Information shown:
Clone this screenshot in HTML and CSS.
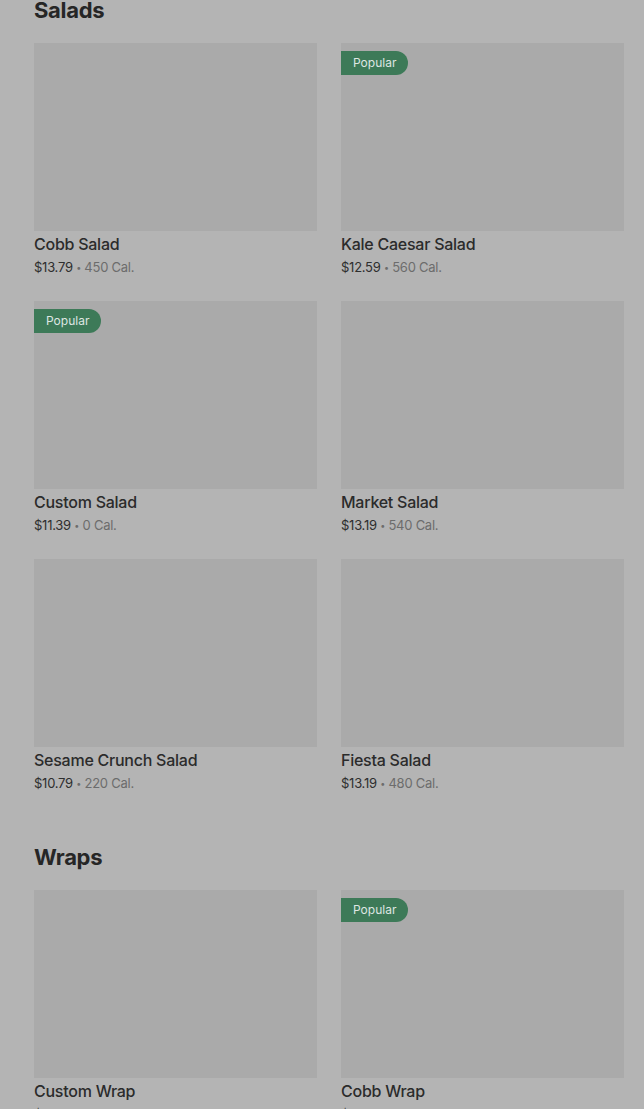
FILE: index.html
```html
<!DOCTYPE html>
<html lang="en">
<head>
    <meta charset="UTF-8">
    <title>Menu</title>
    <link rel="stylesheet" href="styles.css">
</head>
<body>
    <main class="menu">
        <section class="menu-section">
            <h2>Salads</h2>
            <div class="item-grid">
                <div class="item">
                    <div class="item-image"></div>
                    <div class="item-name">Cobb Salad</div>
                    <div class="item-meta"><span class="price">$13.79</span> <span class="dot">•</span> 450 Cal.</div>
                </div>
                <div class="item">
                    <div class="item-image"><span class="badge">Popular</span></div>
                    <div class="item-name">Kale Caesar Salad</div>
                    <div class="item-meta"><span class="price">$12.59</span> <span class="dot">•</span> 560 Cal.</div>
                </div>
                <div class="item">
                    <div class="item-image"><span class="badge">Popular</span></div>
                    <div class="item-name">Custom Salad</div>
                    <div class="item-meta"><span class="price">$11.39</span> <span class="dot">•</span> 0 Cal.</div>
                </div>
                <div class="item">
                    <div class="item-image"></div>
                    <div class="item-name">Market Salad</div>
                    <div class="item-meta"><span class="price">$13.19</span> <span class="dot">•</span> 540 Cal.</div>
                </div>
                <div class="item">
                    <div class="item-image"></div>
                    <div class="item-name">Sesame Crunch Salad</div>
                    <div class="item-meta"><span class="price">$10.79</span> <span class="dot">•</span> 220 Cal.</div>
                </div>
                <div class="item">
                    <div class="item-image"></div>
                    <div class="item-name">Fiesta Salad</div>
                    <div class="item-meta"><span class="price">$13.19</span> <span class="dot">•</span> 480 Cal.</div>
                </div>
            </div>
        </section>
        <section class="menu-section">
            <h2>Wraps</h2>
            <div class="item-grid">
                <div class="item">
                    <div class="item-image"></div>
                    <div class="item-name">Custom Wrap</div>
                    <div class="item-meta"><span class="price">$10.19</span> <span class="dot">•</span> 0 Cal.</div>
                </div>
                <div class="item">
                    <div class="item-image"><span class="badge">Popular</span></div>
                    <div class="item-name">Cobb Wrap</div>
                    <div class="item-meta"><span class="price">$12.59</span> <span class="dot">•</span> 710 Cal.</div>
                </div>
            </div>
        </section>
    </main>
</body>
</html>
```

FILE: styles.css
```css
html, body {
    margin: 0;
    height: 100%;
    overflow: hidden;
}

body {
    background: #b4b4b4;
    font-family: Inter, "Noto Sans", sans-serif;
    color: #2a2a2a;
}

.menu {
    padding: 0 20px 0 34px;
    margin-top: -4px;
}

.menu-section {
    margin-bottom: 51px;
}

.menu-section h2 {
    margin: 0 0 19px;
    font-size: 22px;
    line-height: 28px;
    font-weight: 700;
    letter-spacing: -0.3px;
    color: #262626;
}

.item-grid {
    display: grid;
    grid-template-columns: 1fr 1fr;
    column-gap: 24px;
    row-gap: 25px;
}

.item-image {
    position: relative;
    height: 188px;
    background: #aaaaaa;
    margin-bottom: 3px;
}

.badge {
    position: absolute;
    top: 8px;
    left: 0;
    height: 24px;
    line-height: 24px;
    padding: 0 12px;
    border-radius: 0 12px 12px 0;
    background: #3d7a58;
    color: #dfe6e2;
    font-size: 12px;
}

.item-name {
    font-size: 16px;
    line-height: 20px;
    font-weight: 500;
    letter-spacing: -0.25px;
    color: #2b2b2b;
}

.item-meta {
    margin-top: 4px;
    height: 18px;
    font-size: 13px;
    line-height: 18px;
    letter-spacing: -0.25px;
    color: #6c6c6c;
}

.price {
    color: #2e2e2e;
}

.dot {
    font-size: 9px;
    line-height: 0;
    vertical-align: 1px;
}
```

The exercise:
Take the data above and repeat it exactly, leaving each picture out.

Solution for this task:
Clone this screenshot in HTML and CSS.
FILE: index.html
```html
<!DOCTYPE html>
<html lang="en">
<head>
    <meta charset="UTF-8">
    <title>Menu</title>
    <link rel="stylesheet" href="styles.css">
</head>
<body>
    <main class="menu">
        <section class="menu-section">
            <h2>Salads</h2>
            <div class="item-grid">
                <div class="item">
                    <div class="item-image"></div>
                    <div class="item-name">Cobb Salad</div>
                    <div class="item-meta"><span class="price">$13.79</span> <span class="dot">•</span> 450 Cal.</div>
                </div>
                <div class="item">
                    <div class="item-image"><span class="badge">Popular</span></div>
                    <div class="item-name">Kale Caesar Salad</div>
                    <div class="item-meta"><span class="price">$12.59</span> <span class="dot">•</span> 560 Cal.</div>
                </div>
                <div class="item">
                    <div class="item-image"><span class="badge">Popular</span></div>
                    <div class="item-name">Custom Salad</div>
                    <div class="item-meta"><span class="price">$11.39</span> <span class="dot">•</span> 0 Cal.</div>
                </div>
                <div class="item">
                    <div class="item-image"></div>
                    <div class="item-name">Market Salad</div>
                    <div class="item-meta"><span class="price">$13.19</span> <span class="dot">•</span> 540 Cal.</div>
                </div>
                <div class="item">
                    <div class="item-image"></div>
                    <div class="item-name">Sesame Crunch Salad</div>
                    <div class="item-meta"><span class="price">$10.79</span> <span class="dot">•</span> 220 Cal.</div>
                </div>
                <div class="item">
                    <div class="item-image"></div>
                    <div class="item-name">Fiesta Salad</div>
                    <div class="item-meta"><span class="price">$13.19</span> <span class="dot">•</span> 480 Cal.</div>
                </div>
            </div>
        </section>
        <section class="menu-section">
            <h2>Wraps</h2>
            <div class="item-grid">
                <div class="item">
                    <div class="item-image"></div>
                    <div class="item-name">Custom Wrap</div>
                    <div class="item-meta"><span class="price">$10.19</span> <span class="dot">•</span> 0 Cal.</div>
                </div>
                <div class="item">
                    <div class="item-image"><span class="badge">Popular</span></div>
                    <div class="item-name">Cobb Wrap</div>
                    <div class="item-meta"><span class="price">$12.59</span> <span class="dot">•</span> 710 Cal.</div>
                </div>
            </div>
        </section>
    </main>
</body>
</html>
```

FILE: styles.css
```css
html, body {
    margin: 0;
    height: 100%;
    overflow: hidden;
}

body {
    background: #b4b4b4;
    font-family: Inter, "Noto Sans", sans-serif;
    color: #2a2a2a;
}

.menu {
    padding: 0 20px 0 34px;
    margin-top: -4px;
}

.menu-section {
    margin-bottom: 51px;
}

.menu-section h2 {
    margin: 0 0 19px;
    font-size: 22px;
    line-height: 28px;
    font-weight: 700;
    letter-spacing: -0.3px;
    color: #262626;
}

.item-grid {
    display: grid;
    grid-template-columns: 1fr 1fr;
    column-gap: 24px;
    row-gap: 25px;
}

.item-image {
    position: relative;
    height: 188px;
    background: #aaaaaa;
    margin-bottom: 3px;
}

.badge {
    position: absolute;
    top: 8px;
    left: 0;
    height: 24px;
    line-height: 24px;
    padding: 0 12px;
    border-radius: 0 12px 12px 0;
    background: #3d7a58;
    color: #dfe6e2;
    font-size: 12px;
}

.item-name {
    font-size: 16px;
    line-height: 20px;
    font-weight: 500;
    letter-spacing: -0.25px;
    color: #2b2b2b;
}

.item-meta {
    margin-top: 4px;
    height: 18px;
    font-size: 13px;
    line-height: 18px;
    letter-spacing: -0.25px;
    color: #6c6c6c;
}

.price {
    color: #2e2e2e;
}

.dot {
    font-size: 9px;
    line-height: 0;
    vertical-align: 1px;
}
```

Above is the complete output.